Before getting to my proposal, let’s look at what transpired this past weekend. Gervonta Davis was slated to defend his 130-pound title against Francisco Fonseca on the undercard of the big Floyd Mayweather Jr.-Conor McGregor pay-per-view event. Fonseca made the 130-pound limit, but Davis came in two pounds over and did not attempt to get down any further. Keep in mind that Fonseca probably had to drain himself at the end to make weight which affects performance in the ring the following day. So all things being equal, Davis had the advantage of being the fresher and stronger man when he entered the ring.
Fonseca decided to go forward with the fight anyway, getting a few more bucks thrown his way for his trouble. Frequently, the fighters who are professional and make weight do go forward with the event for a variety of reasons. First, they went through a training camp to get ready and that cost money. Second, if they don’t fight they don’t get paid. And third, networks as well as promoters often put pressure on them to go forward or face consequences down the road.
So how does this get fixed? It’s a simple rule that boxing commissions here in the United States can enact. The commissions would require boxers to submit the contracted weight for a fight seven days prior to the event. Once that contracted weight is submitted, that is the weight the commissions go with for the fight. If a fighter then misses weight, there would be a substantial penalty enacted if the fight were to proceed. My proposal would call for a 75% forfeiture of the fighter’s purse with 50 percent going to the opponent and the other 25 percent to something like a retired boxer’s fund. Knowing he is facing a severe hit in his pocketbook, a fighter would think twice about not making weight.
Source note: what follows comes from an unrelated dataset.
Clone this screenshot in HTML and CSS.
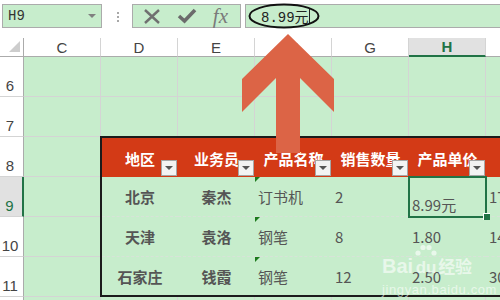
FILE: index.html
```
<!DOCTYPE html>
<html lang="zh">
<head>
    <meta charset="UTF-8">
    <title>H9 - 产品单价</title>
    <link rel="stylesheet" href="styles.css">
</head>
<body>
    <div class="toolbar">
        <div class="namebox"><span>H9</span><span class="caret"></span></div>
        <div class="grip"><i></i><i></i><i></i></div>
        <div class="fnbox">
            <svg class="ico" width="18" height="17" viewBox="0 0 18 17"><path d="M2 2 L16 15 M16 2 L2 15" stroke="#707070" stroke-width="2.4" fill="none"/></svg>
            <svg class="ico" width="20" height="16" viewBox="0 0 20 16"><path d="M2 8 L7.5 13 L18 2" stroke="#6b6b6b" stroke-width="3.6" fill="none"/></svg>
            <span class="fx">fx</span>
        </div>
        <div class="formula">
            <span>8.99元</span><span class="cursor"></span>
            <svg class="ring" width="72" height="26" viewBox="0 0 72 26"><ellipse cx="36" cy="13" rx="34.5" ry="11.5" fill="none" stroke="#111" stroke-width="2"/></svg>
        </div>
    </div>

    <div class="sheet">
        <div class="corner"></div>
        <div class="colhead">C</div>
        <div class="colhead">D</div>
        <div class="colhead">E</div>
        <div class="colhead">F</div>
        <div class="colhead">G</div>
        <div class="colhead on">H</div>
        <div class="colhead last"></div>

        <div class="rowhead">6</div>
        <div class="cell"></div><div class="cell"></div><div class="cell"></div><div class="cell"></div><div class="cell"></div><div class="cell"></div><div class="cell last"></div>
        <div class="rowhead">7</div>
        <div class="cell"></div><div class="cell"></div><div class="cell"></div><div class="cell"></div><div class="cell"></div><div class="cell"></div><div class="cell last"></div>
        <div class="rowhead">8</div><div class="cell"></div>
        <div class="rowhead on">9</div><div class="cell"></div>
        <div class="rowhead">10</div><div class="cell"></div>
        <div class="rowhead">11</div><div class="cell"></div>
        <div class="rowhead"></div>
        <div class="cell"></div><div class="cell"></div><div class="cell"></div><div class="cell"></div><div class="cell"></div><div class="cell"></div><div class="cell last"></div>

        <div class="table">
            <div class="th">地区<span class="filter"></span></div>
            <div class="th">业务员<span class="filter"></span></div>
            <div class="th">产品名称<span class="filter"></span></div>
            <div class="th">销售数量<span class="filter"></span></div>
            <div class="th">产品单价<span class="filter"></span></div>
            <div class="th"></div>

            <div class="td c">北京</div>
            <div class="td c">秦杰</div>
            <div class="td tag">订书机</div>
            <div class="td">2</div>
            <div class="td active">8.99元</div>
            <div class="td">17.98</div>

            <div class="td c">天津</div>
            <div class="td c">袁洛</div>
            <div class="td tag">钢笔</div>
            <div class="td">8</div>
            <div class="td">1.80</div>
            <div class="td">14.40</div>

            <div class="td c end">石家庄</div>
            <div class="td c end">钱霞</div>
            <div class="td tag end">钢笔</div>
            <div class="td end">12</div>
            <div class="td end">2.50</div>
            <div class="td end">30.00</div>
        </div>
    </div>

    <svg class="arrow" width="92" height="119" viewBox="0 0 92 119">
        <polygon points="46,0 92,45 92,78 58,44 58,119 34,119 34,44 0,78 0,45" fill="#dc6446"/>
    </svg>

    <div class="watermark">
        <div class="wm-logo">
            <span>Bai</span>
            <span class="paw">
                <svg width="22" height="16" viewBox="0 0 22 16"><circle cx="3" cy="9" r="2.6"/><circle cx="8" cy="3.5" r="2.6"/><circle cx="14" cy="3.5" r="2.6"/><circle cx="19" cy="9" r="2.6"/></svg>
                du
            </span>
            <span class="wm-cn">经验</span>
        </div>
        <div class="wm-url">jingyan.baidu.com</div>
    </div>
</body>
</html>
```

FILE: styles.css
```
* {
    box-sizing: border-box;
}

body {
    margin: 0;
    width: 500px;
    height: 300px;
    overflow: hidden;
    position: relative;
    background: #fff;
    font-family: "Noto Sans CJK SC", sans-serif;
}

/* formula bar */
.toolbar {
    height: 38px;
    display: flex;
    align-items: flex-start;
    padding: 4px 0 0 2px;
}

.namebox {
    width: 100px;
    height: 24px;
    border: 1px solid #ababab;
    background: #c7edcc;
    display: flex;
    align-items: center;
    justify-content: space-between;
    padding: 0 5px 0 5px;
    font-family: "Liberation Mono", monospace;
    font-size: 14px;
    color: #333;
}

.caret {
    border-left: 4px solid transparent;
    border-right: 4px solid transparent;
    border-top: 4px solid #808080;
}

.grip {
    display: flex;
    flex-direction: column;
    gap: 2px;
    margin: 8px 13px 0 15px;
}

.grip i {
    display: block;
    width: 2px;
    height: 2px;
    background: #a8a8a8;
}

.fnbox {
    width: 109px;
    height: 24px;
    border: 1px solid #ababab;
    background: #c7edcc;
    display: flex;
    align-items: center;
    justify-content: space-around;
    padding: 0 4px 0 2px;
}

.ico {
    display: block;
}

.fx {
    font-family: "Liberation Serif", serif;
    font-style: italic;
    font-size: 21px;
    line-height: 22px;
    color: #7a7a7a;
}

.formula {
    flex: 1;
    height: 24px;
    margin-left: 4px;
    border: 1px solid #ababab;
    border-right: 0;
    background: #c7edcc;
    position: relative;
    display: flex;
    align-items: center;
    padding-left: 15px;
    font-family: "Liberation Mono", "Noto Sans CJK SC", monospace;
    font-size: 14px;
    color: #222;
}

.cursor {
    width: 1px;
    height: 15px;
    background: #222;
}

.ring {
    position: absolute;
    left: 2px;
    top: -2px;
}

/* sheet grid */
.sheet {
    display: grid;
    grid-template-columns: 24px repeat(6, 77px) 1fr;
    grid-template-rows: 19px repeat(7, 40px);
    background: #c7edcc;
}

.corner {
    position: relative;
    background: #fff;
    border-right: 1px solid #ababab;
    border-bottom: 1px solid #ababab;
}

.corner::after {
    content: "";
    position: absolute;
    right: 3px;
    bottom: 4px;
    border-left: 11px solid transparent;
    border-bottom: 11px solid #cdcdcd;
}

.colhead {
    background: #fff;
    border-right: 1px solid #d4d4d4;
    border-bottom: 1px solid #ababab;
    display: flex;
    align-items: center;
    justify-content: center;
    font-family: "Liberation Sans", sans-serif;
    font-size: 15px;
    color: #444;
}

.colhead.on {
    background: #e1e1e1;
    border-bottom: 2px solid #217346;
    color: #217346;
    font-weight: bold;
}

.rowhead {
    background: #fff;
    border-right: 1px solid #ababab;
    border-bottom: 1px solid #d4d4d4;
    display: flex;
    align-items: flex-end;
    justify-content: center;
    padding: 0 3px 3px 0;
    font-family: "Liberation Sans", sans-serif;
    font-size: 15px;
    line-height: 1;
    color: #444;
}

.rowhead.on {
    background: #e1e1e1;
    border-right: 2px solid #217346;
    color: #217346;
}

.cell {
    border-right: 1px solid #d4d4d4;
    border-bottom: 1px solid #d4d4d4;
}

.last {
    border-right: 0;
}

/* the list */
.table {
    grid-column: 3 / -1;
    grid-row: 4 / 8;
    margin: -1px 0 0 -1px;
    border: 2px solid #1b1b1b;
    border-right: 0;
    background: #c7edcc;
    display: grid;
    grid-template-columns: 76px repeat(4, 77px) 1fr;
    grid-template-rows: 39px 40px 40px 1fr;
    position: relative;
    z-index: 1;
}

.th {
    position: relative;
    background: #d33a16;
    color: #fff;
    font-weight: bold;
    font-size: 15px;
    display: flex;
    align-items: center;
    justify-content: center;
    padding-top: 1px;
}

.filter {
    position: absolute;
    right: 1px;
    bottom: 1px;
    width: 16px;
    height: 16px;
    border: 1px solid #a6a6a6;
    background: #f3f3f3;
    display: flex;
    align-items: center;
    justify-content: center;
}

.filter::after {
    content: "";
    border-left: 4px solid transparent;
    border-right: 4px solid transparent;
    border-top: 4px solid #555;
}

.td {
    position: relative;
    display: flex;
    align-items: center;
    padding-left: 3px;
    font-size: 15px;
    color: #555;
    white-space: nowrap;
    overflow: hidden;
    border-bottom: 1px dashed #d7e3d8;
}

.td.end {
    border-bottom: 0;
}

.td.c {
    justify-content: center;
    padding-left: 0;
    font-weight: bold;
}

.td.tag::before {
    content: "";
    position: absolute;
    top: 0;
    left: 0;
    border-top: 5px solid #1d7a1d;
    border-right: 5px solid transparent;
}

.td.active {
    overflow: visible;
    align-items: flex-end;
    padding-bottom: 1px;
    outline: 2px solid #217346;
    outline-offset: -1px;
    z-index: 2;
}

.td.active::after {
    content: "";
    position: absolute;
    right: -4px;
    bottom: -4px;
    width: 6px;
    height: 6px;
    background: #217346;
    border-left: 1px solid #fff;
    border-top: 1px solid #fff;
}

/* overlays */
.arrow {
    position: absolute;
    left: 242px;
    top: 34px;
    z-index: 3;
}

.watermark {
    position: absolute;
    left: 382px;
    top: 244px;
    z-index: 4;
    color: rgba(255, 255, 255, 0.6);
}

.wm-logo {
    display: flex;
    align-items: flex-end;
    font-family: "Liberation Sans", sans-serif;
    font-size: 20px;
    font-weight: bold;
    line-height: 20px;
}

.paw {
    display: flex;
    flex-direction: column;
    align-items: center;
    margin-left: 2px;
    font-size: 17px;
    line-height: 16px;
}

.paw svg {
    fill: rgba(255, 255, 255, 0.6);
    display: block;
}

.wm-cn {
    font-family: "Noto Sans CJK SC", sans-serif;
    font-size: 17px;
    margin-left: 1px;
}

.wm-url {
    margin-top: 6px;
    font-family: "Liberation Sans", sans-serif;
    font-size: 13px;
    letter-spacing: 0.6px;
}
```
Think for a moment if this rule had been in effect this past weekend. If Davis knew he was not going to make weight, his camp may have notified Fonseca’s and the contract redone at least a week in advance. Fonseca would not have had to struggle as much to make weight. Or Davis simply would have just sucked it up and made the weight like a professional because the specter of losing 75 percent of his purse would have given him more than enough motivation to do just that.